広島新井を復活へ突き動かす思いとは…

【2015年5月10日デイリースポーツより】

 ふと、スタンドを見上げた。赤いユニホームが、鮮やかに揺れていた。真新しい「28番」、少し古びた「25番」も見える。背中には「ARAI」。8年ぶりに広島に戻ってきた。変わらぬ声援、笑顔で迎え入れてくれたファンの姿に、新井は胸を打たれている。

 「うれしいね、やっぱり。移籍してからも、ずっと捨てずに持ってくれていたってことでしょ。ありがたい」

 9日の阪神戦(甲子園)では「4番・一塁」でスタメン出場。五回に今季1号となる2ランを放つと、七回には中前2点打。2安打4打点と活躍した。試合途中に左手甲の痛みを訴え、その後、大阪市内の病院で「左手中指伸筋けん脱臼(だっきゅう)」と診断されたが、チームは最下位を脱出した。

8年ぶりの古巣復帰。オープン戦中には右肘の痛みを訴え「右肘関節炎」と診断された。開幕は絶望的な状況だったが、1週間を待たずに、キャッチボールや打撃練習を再開。「できる」と言い続けた。緒方監督は代打起用を前提に、開幕1軍メンバーに入れた。新井は「出ろと言われたら、スタメンでも出る」と言った。復活に燃える新井を突き動かす思いとは何なのか…。

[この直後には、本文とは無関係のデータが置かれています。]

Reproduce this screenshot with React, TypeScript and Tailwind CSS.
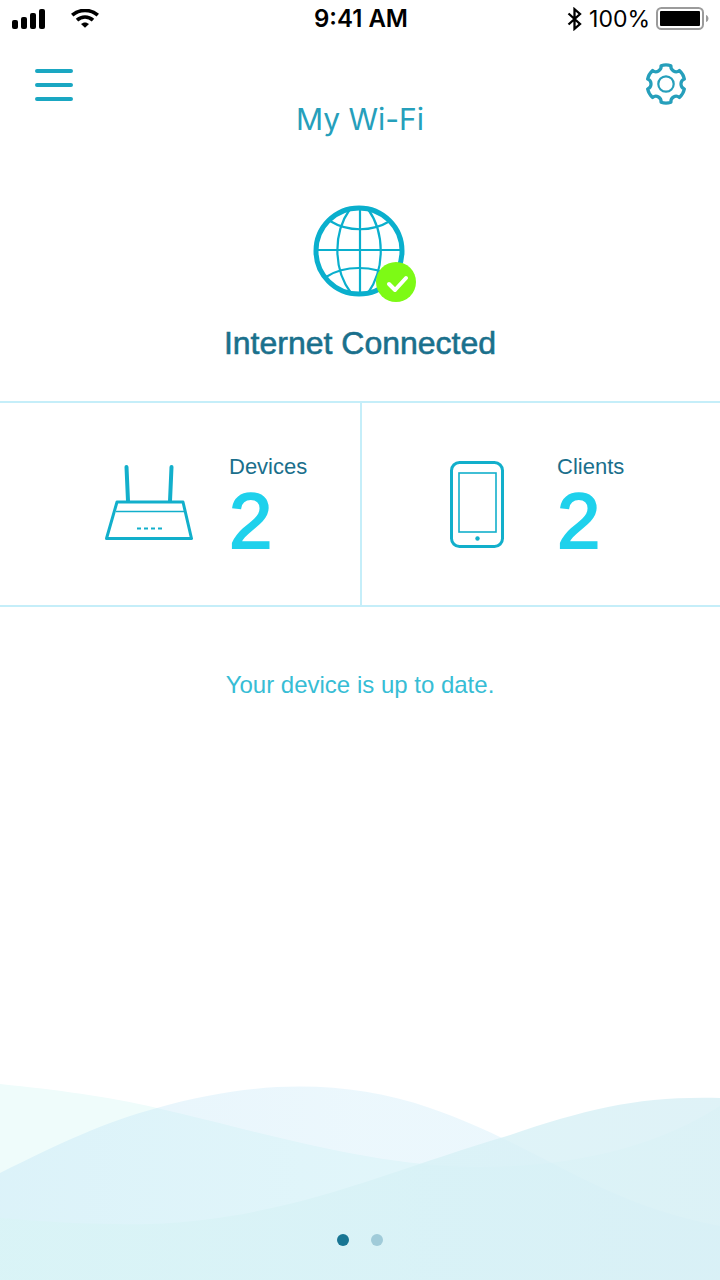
import { useState } from 'react';

const pages = ['Network overview', 'More tools'];

function SignalIcon() {
  return (
    <svg width="34" height="20" viewBox="0 0 34 20" aria-hidden="true">
      <rect x="0" y="11" width="6" height="9" rx="2" />
      <rect x="9" y="8" width="6" height="12" rx="2" />
      <rect x="18" y="4" width="6" height="16" rx="2" />
      <rect x="27" y="0" width="6" height="20" rx="2" />
    </svg>
  );
}

function WifiIcon() {
  return (
    <svg width="30" height="20" viewBox="-1 1 30 20" fill="none" stroke="#000" strokeWidth="3.6" aria-hidden="true">
      <path d="M1.2 7.2C8.4 .8 19.6 .8 26.8 7.2" />
      <path d="M6 12.2C10.6 8 17.4 8 22 12.2" />
      <path d="M10 16C12.4 13.9 15.6 13.9 18 16L14 19.8Z" fill="#000" stroke="none" />
    </svg>
  );
}

function BluetoothIcon() {
  return (
    <svg width="16" height="24" viewBox="0 0 16 24" fill="none" stroke="#000" strokeWidth="2.3" aria-hidden="true">
      <path d="M1.5 6.5L13 17L7.5 21.8V2.2L13 7L1.5 17.5" />
    </svg>
  );
}

function BatteryIcon() {
  return (
    <svg width="54" height="24" viewBox="0 0 54 24" aria-hidden="true">
      <rect x="1" y="1" width="46" height="21" rx="4.5" fill="none" stroke="#9b9b9b" strokeWidth="2" />
      <rect x="4" y="4" width="40" height="15" rx="1" />
      <path d="M50 8C53.3 9 53.3 14 50 15Z" fill="#9b9b9b" />
    </svg>
  );
}

function GearIcon() {
  return (
    <svg width="44" height="44" viewBox="-22 -22 44 44" fill="none" stroke="#269fbb" strokeLinejoin="round" aria-hidden="true">
      <path
        strokeWidth="3.2"
        d="M-4.97-18.3A16 16 0 0 1 4.97-18.3A5.2 5.2 0 0 0 13.4-13.5A16 16 0 0 1 18.4-4.9A5.2 5.2 0 0 0 18.4 4.9A16 16 0 0 1 13.4 13.5A5.2 5.2 0 0 0 4.97 18.3A16 16 0 0 1-4.97 18.3A5.2 5.2 0 0 0-13.4 13.5A16 16 0 0 1-18.4 4.9A5.2 5.2 0 0 0-18.4-4.9A16 16 0 0 1-13.4-13.5A5.2 5.2 0 0 0-4.97-18.3Z"
      />
      <circle r="7.7" strokeWidth="2.2" />
    </svg>
  );
}

function GlobeIcon() {
  return (
    <svg width="116" height="100" viewBox="0 0 116 100" fill="none" stroke="#0aafcd" strokeWidth="2.2" aria-hidden="true">
      <circle cx="57" cy="47" r="43" strokeWidth="5" />
      <path d="M58 4V90M14 46H100" />
      <path d="M48 5C31 29 31 65 49 89M66 5C83 29 83 65 66 89" />
      <path d="M28 17C46 28 70 28 88 17M24 73C42 61 72 61 90 73" />
      <circle cx="94" cy="78" r="20" fill="#7dfa15" stroke="none" />
      <path d="M87 80L93 86L104 74" stroke="#fff" strokeWidth="4" strokeLinecap="round" strokeLinejoin="round" />
    </svg>
  );
}

function RouterIcon() {
  return (
    <svg width="90" height="88" viewBox="0 0 90 88" fill="none" stroke="#12afcb" aria-hidden="true">
      <path d="M22.5 7L24 41M67.5 7L66 41" strokeWidth="4" strokeLinecap="round" />
      <path d="M13 42H79L87.5 78.5H2.5Z" strokeWidth="3" strokeLinejoin="round" />
      <path d="M12 51.5H80" strokeWidth="1.3" />
      <path d="M33 68.5H58" strokeWidth="1.8" strokeDasharray="4 3" />
    </svg>
  );
}

function PhoneIcon() {
  return (
    <svg width="90" height="88" viewBox="0 0 90 88" fill="none" stroke="#12afcb" aria-hidden="true">
      <rect x="19.5" y="2.5" width="51" height="84" rx="8" strokeWidth="3" />
      <rect x="27" y="13" width="37" height="59" strokeWidth="1.6" />
      <circle cx="45.5" cy="78.5" r="2.2" fill="#12afcb" stroke="none" />
    </svg>
  );
}

function Waves() {
  return (
    <svg className="col-start-1 row-start-1 w-full h-50" viewBox="0 0 720 200" preserveAspectRatio="none" aria-hidden="true">
      <defs>
        <linearGradient id="middle" x1="0" x2="1">
          <stop offset="0" stopColor="#b5dff5" />
          <stop offset="0.5" stopColor="#c4e8f8" />
        </linearGradient>
        <linearGradient id="front" x1="0" x2="1">
          <stop offset="0" stopColor="#d9f4f6" />
          <stop offset="0.6" stopColor="#d7f1f6" />
          <stop offset="1" stopColor="#d7eff5" />
        </linearGradient>
      </defs>
      <path d="M0 4C58 10 105 16 157 28C250 49 370 87 480 87C570 87 655 68 720 26V200H0Z" fill="#effcfb" />
      <path d="M0 93C62 62 105 42 157 28C255 0 345-1 430 28C545 68 595 122 720 146V200H0Z" fill="url(#middle)" fillOpacity="0.33" />
      <path d="M0 138C50 142 95 145 150 144C290 139 390 90 507 56C590 28 640 16 720 18V200H0Z" fill="url(#front)" fillOpacity="0.8" />
    </svg>
  );
}

export default function App() {
  const [page, setPage] = useState(0);

  return (
    <div className="min-h-screen flex flex-col bg-white font-['Liberation_Sans',Arial,sans-serif]">
      {/* Status bar */}
      <div className="grid grid-cols-3 items-center h-[38px] pl-3 pr-2.5 font-[Inter,sans-serif] text-2xl text-black">
        <div className="flex items-center gap-6">
          <SignalIcon />
          <WifiIcon />
        </div>
        <div className="text-center font-semibold">9:41 AM</div>
        <div className="flex items-center justify-end gap-1.5">
          <BluetoothIcon />
          <span className="text-[23px]">100%</span>
          <BatteryIcon />
        </div>
      </div>

      {/* Header */}
      <header className="flex items-start justify-between px-8 pt-6">
        <button type="button" aria-label="Menu" className="w-11 h-11 flex items-center justify-center">
          <svg width="38" height="34" viewBox="0 0 38 34" stroke="#1aa7c2" strokeWidth="4" strokeLinecap="round" aria-hidden="true">
            <path d="M2 4H36M2 18H36M2 32H36" />
          </svg>
        </button>
        <h1 className="pt-9 font-[Inter,sans-serif] text-[30px] leading-[42px] font-normal text-[#269fbb]">My Wi-Fi</h1>
        <button type="button" aria-label="Settings" className="w-11 h-11">
          <GearIcon />
        </button>
      </header>

      <main className="flex-1">
        {/* Connection status */}
        <section className="flex flex-col items-center pt-16 pb-[39px]">
          <GlobeIcon />
          <h2 className="pt-5 text-[32px] leading-[38px] text-[#1a708c] [-webkit-text-stroke:0.6px_#1a708c]">Internet Connected</h2>
        </section>

        {/* Counters */}
        <section className="grid grid-cols-2 border-y-2 border-[#c5eef9]">
          <a href="#devices" className="flex items-center gap-[35px] h-[202px] pl-[104px] text-[#1a6f8c]">
            <RouterIcon />
            <div className="pt-2.5">
              <div className="text-[22px] leading-6">Devices</div>
              <div className="text-[78px] leading-[84px] text-[#1fd1ec] [-webkit-text-stroke:2px_#1fd1ec]">2</div>
            </div>
          </a>
          <a href="#clients" className="flex items-center gap-[35px] h-[202px] pl-[70px] border-l-2 border-[#c5eef9] text-[#1a6f8c]">
            <PhoneIcon />
            <div className="pt-2.5">
              <div className="text-[22px] leading-6">Clients</div>
              <div className="text-[78px] leading-[84px] text-[#1fd1ec] [-webkit-text-stroke:2px_#1fd1ec]">2</div>
            </div>
          </a>
        </section>

        <p className="pt-16 text-center text-2xl leading-7 text-[#37bdd5]">Your device is up to date.</p>
      </main>

      {/* Waves with the page dots on top */}
      <footer className="grid">
        <Waves />
        <div className="col-start-1 row-start-1 self-end flex justify-center gap-[22px] pb-[34px]">
          {pages.map((label, i) => (
            <button
              key={label}
              type="button"
              aria-label={label}
              onClick={() => setPage(i)}
              className={`w-3 h-3 rounded-full ${i === page ? 'bg-[#187593]' : 'bg-[#a0cbd9]'}`}
            />
          ))}
        </div>
      </footer>
    </div>
  );
}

 プロ17年目、38歳。昨季は94試合の出場で打率・244、3本塁打、31打点だった。腰椎の疲労骨折を発症した08年を除けば、14年ぶりに出場100試合未満。オフには「もう一回勝負したい」と阪神を自由契約で退団する道を自ら選択した。年俸は昨季2億円の10分の1となる2000万円。阪神から提示された8000万円よりも大きく下回った。

 7年間過ごした阪神への感謝は尽きない。それでも「最後は育ててもらったところで、燃え尽きたいと思った。カープに恩返しがしたい」と、8年ぶりの復帰を決めた。

 1998年度ドラフトで広島から6位指名を受けて入団。駒大時代は通算2本塁打だったが、広島はその潜在能力、将来性にかけて新井を指名した。入団後は猛練習で鍛え上げ、新井も期待に応えて本塁打王を獲得するまでに成長。阪神に移籍してからも、広島への感謝の思いを忘れたことはない。  そして、プロ野球人生集大成の舞台を用意し、もう一度温かく迎えてくれた広島。もはや年俸など関係なかった。燃え尽きるまでチームに貢献することが、自らの使命のごとく、全力プレーを貫こうとしている。  4月17日の中日戦(マツダ)から4番に定着。代打でも4番でも、その思いに変わりはない。守備に入ればピンチで積極的にマウンドに足を運ぶ。4月30日のDeNA戦(マツダ)ではアウトにこそなったが、内野ゴロで一塁にヘッドスライディング。その背中に引っ張られるように、菊池が、安部が内野ゴロで一塁へ飛び込んだ。

 「“お帰りなさい”と大声援をもらって。まさか自分がこんなにしていただけるとは、夢にも思ってなかったから。本当に感激した。今度は自分が、少しでも喜んでもらえるように。チームとして優勝もそう。ファンの方に恩返しがしたい。その一心でやっている」

 阪神へ移籍した際には、批判する広島ファンもいた。球場でもやじられた。それでも「25」のユニホームを捨てずに持っていてくれたファンは大勢いた。その思いに応えるためにも、死に物狂いで完全復活を目指そうとしている。

 4月11日の阪神戦。公式戦では、復帰後初めて訪れた甲子園球場で、敵味方なく球場全体から拍手を受けた。ひたむきにプレーする姿は、ファンの心にも届いている。

 まだまだ、ここから。新井自身、いまだ経験のない、そしてチーム24年ぶりのリーグ優勝を簡単にあきらめるつもりはない。38歳「恩返し」の戦いは続く。